Is there a concrete meaning of Brownian motion $W_t$ has variance $\sigma ^2t$?

Question

Let $(W_t)$ a Brownian motion. In particular, $W_t=\mathcal N(0,\sigma ^2t)$. So the fact that $\mathbb E[W_t]=0$ mean that the process $(W_t)_t$ gravitate around $0$. But how could w interpret $Var(W_t)=\sigma ^2t$ ? Could it be that $-\sigma \sqrt t\leq W_t\leq \sigma \sqrt t$ with very high probability ? In particular, if $t\leq T$, we can expect that $(W_t)_{t\leq T}$ won't exit the interval $[-\sigma \sqrt T,\sigma \sqrt T]$ ? Does this interpretation works or it's a bit more complicated ?

Answer 1

The fact that $-\sigma \sqrt t\leq W_t\leq \sigma \sqrt t$ with high probability is not completely true.
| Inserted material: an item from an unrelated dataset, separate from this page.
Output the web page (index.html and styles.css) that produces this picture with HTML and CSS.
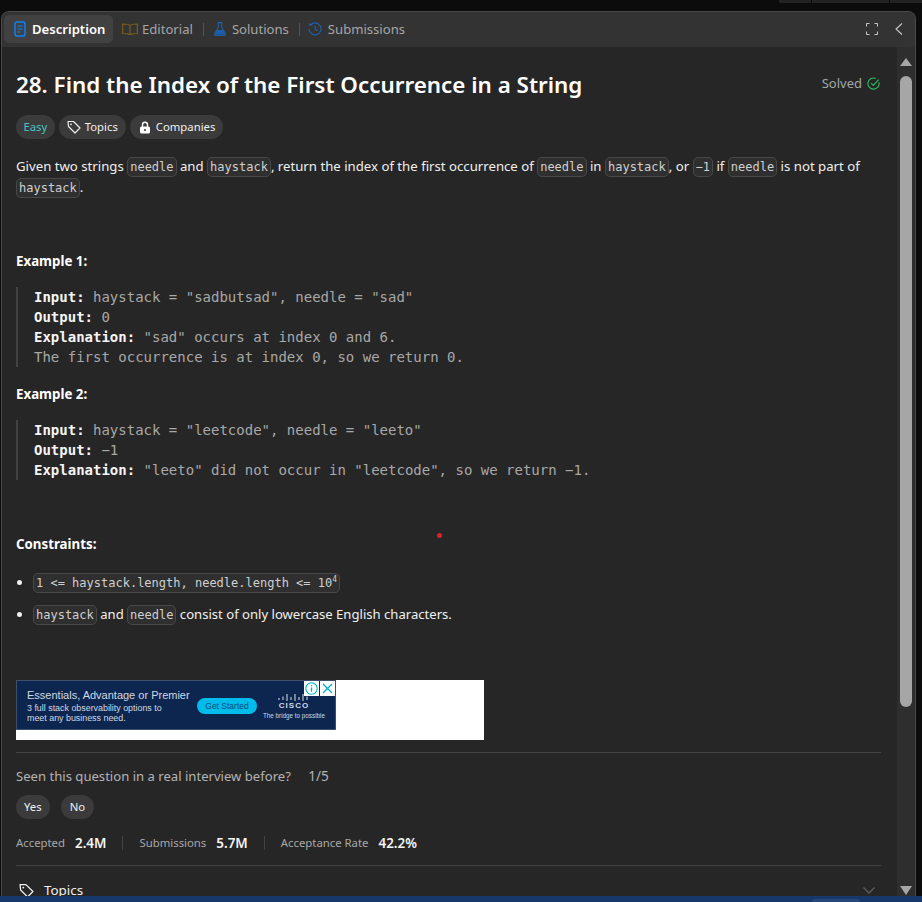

Actually this will happen with probability $0.67$ which is indeed big, but not so big. Nevertheless, if $S\ll T$ (i.e. $S$ very small compare to $T$) then indeed $$\mathbb P\{\forall t\in [0,S],-\sigma \sqrt T\leq W_t\leq \sigma \sqrt T \},$$ will be very close to $1$.